States' own borrowings would include loans against small savings, negotiated loans from financial institutions, bonds/debentures and SLR based borrowings from banks. Loans from the Centre, which constitute a major chunk of borrowings of states and are part of central assistance, are not covered here.

In the Budget for 2002-03, the Centre had allowed state governments to access 100 per cent of the small savings fund, as against 80 per cent allowed earlier. The rider was that the balance 20 per cent was to be used to retire earlier high cost loans against small savings.

Correspondingly, in most states, loans against small savings as a percentage of borrowings is slated to go up. The sharpest, 20 percentage point increase is expected in case of Rajasthan and Maharashtra. Uttar Pradesh and Orissa expect the percentage to remain the same.

Delhi and Pondicherry are only allowed to take loans against small savings while figures for Bihar are not available.

State government borrowings had ballooned during the Ninth Plan period basically due to two reasons. One was the implementation of the pay commission recommendations and the other was the manufacturing recession, which affected both state government revenues and devolution to states from the Centre.

In order to meet expenditures, state governments ended up borrowing more at a time when the cost of borrowing was high.

The average annual growth of debt stock during the latter half of the 1990s was 18 per cent, significantly above the growth rate of state revenues at 11 per cent.

In order to check the problem of growing state indebtedness, the Centre and the Reserve Bank of India have imposed a number of limits on how and how much states can borrow and the results are expected to show in the next plan period in the form of decelerating growth of state borrowings.

Bond/debenture based borrowing, the most criticised component of state borrowings, is projected to touch Rs 400 billion in states as a whole during the tenth plan period. In 2000-01 prices, the states actually borrowed Rs 566 billion under this head, as against a projection of Rs 252 billion. Maharashtra has projected that it will raise the single largest chunk - almost Rs 130 via this route.

Among the four components of states own borrowings, SLR based borrowings attract the lowest rates of interest, less than 8 per cent now. Small savings, in contrast, now cost state governments 10.5 per cent.

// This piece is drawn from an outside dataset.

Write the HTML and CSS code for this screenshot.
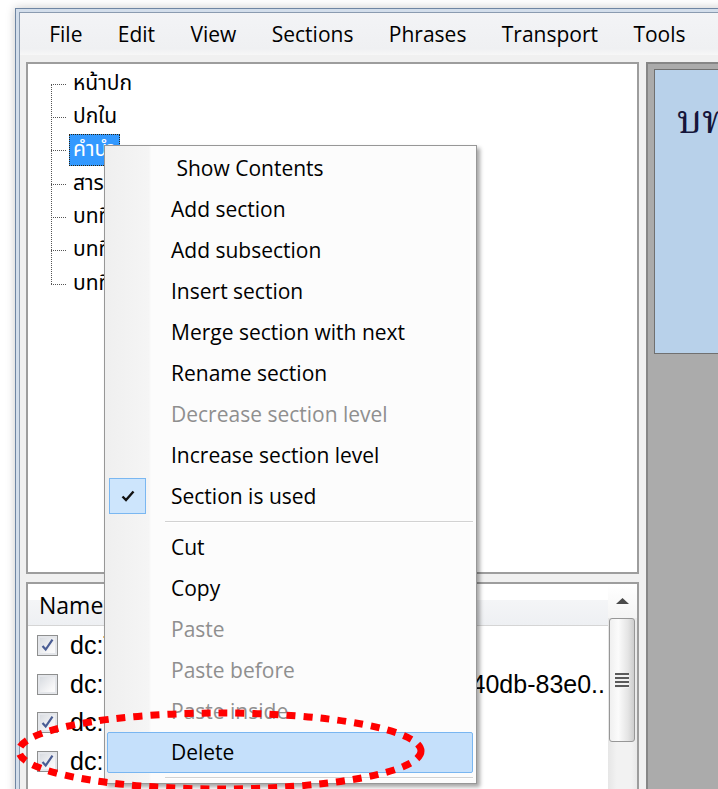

SLR based borrowings as a percentage of total borrowings, are however projected to decline in most states except Karnataka, Tamil Nadu, Rajasthan and Andhra Pradesh.

The projections on loans negotiated from financial institutions like LIC, GIC, Nabard, IDBI etc vary with some states expecting them to go up as a percentage of own borrowings while some expect them to decline. Among special category states, however, only Tripura expects the percentage to fall.